= Task goal =
Word for word, give the material below again, minus any images.

= Supplied material =
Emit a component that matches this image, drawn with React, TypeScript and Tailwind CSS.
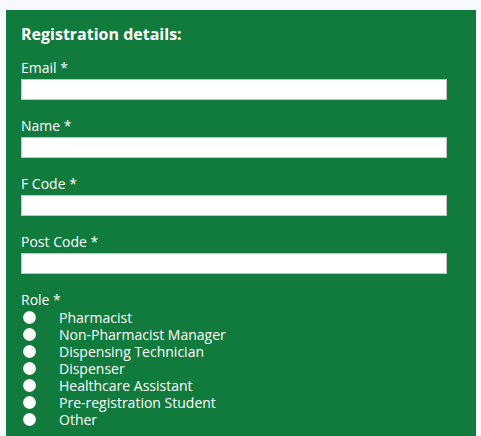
const fields = ['Email', 'Name', 'F Code', 'Post Code'];

const roles = [
  'Pharmacist',
  'Non-Pharmacist Manager',
  'Dispensing Technician',
  'Dispenser',
  'Healthcare Assistant',
  'Pre-registration Student',
  'Other',
];

export default function App() {
  return (
    <div className="min-h-[436px] bg-[#f7f9fc] pt-[10px] font-['Open_Sans',sans-serif] text-white">
      <div className="ml-[6px] w-[470px] min-h-[426px] bg-[#117a3d] px-[15px] pt-[14px]">
        <h2 className="text-[16px] font-bold leading-[20px]">Registration details:</h2>

        <div className="mt-[15px]">
          {fields.map((label) => (
            <div key={label} className="mb-[17px]">
              <label className="block text-[14px] leading-[18px]">{label} *</label>
              <input
                type="text"
                className="mt-[2px] block h-[21px] w-[426px] border border-[#c4c4c4] bg-white outline-none"
              />
            </div>
          ))}

          <div>
            <div className="text-[14px] leading-[18px]">Role *</div>
            <ul>
              {roles.map((role) => (
                <li key={role} className="flex h-[17px] items-center text-[14px] leading-[17px]">
                  <span className="ml-[2px] h-[13px] w-[13px] rounded-full bg-white shadow-[inset_0_0_1px_rgba(0,0,0,0.35)]" />
                  <span className="ml-[23px]">{role}</span>
                </li>
              ))}
            </ul>
          </div>
        </div>
      </div>
    </div>
  );
}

= Exercise result =
Emit a component that matches this image, drawn with React, TypeScript and Tailwind CSS.
const fields = ['Email', 'Name', 'F Code', 'Post Code'];

const roles = [
  'Pharmacist',
  'Non-Pharmacist Manager',
  'Dispensing Technician',
  'Dispenser',
  'Healthcare Assistant',
  'Pre-registration Student',
  'Other',
];

export default function App() {
  return (
    <div className="min-h-[436px] bg-[#f7f9fc] pt-[10px] font-['Open_Sans',sans-serif] text-white">
      <div className="ml-[6px] w-[470px] min-h-[426px] bg-[#117a3d] px-[15px] pt-[14px]">
        <h2 className="text-[16px] font-bold leading-[20px]">Registration details:</h2>

        <div className="mt-[15px]">
          {fields.map((label) => (
            <div key={label} className="mb-[17px]">
              <label className="block text-[14px] leading-[18px]">{label} *</label>
              <input
                type="text"
                className="mt-[2px] block h-[21px] w-[426px] border border-[#c4c4c4] bg-white outline-none"
              />
            </div>
          ))}

          <div>
            <div className="text-[14px] leading-[18px]">Role *</div>
            <ul>
              {roles.map((role) => (
                <li key={role} className="flex h-[17px] items-center text-[14px] leading-[17px]">
                  <span className="ml-[2px] h-[13px] w-[13px] rounded-full bg-white shadow-[inset_0_0_1px_rgba(0,0,0,0.35)]" />
                  <span className="ml-[23px]">{role}</span>
                </li>
              ))}
            </ul>
          </div>
        </div>
      </div>
    </div>
  );
}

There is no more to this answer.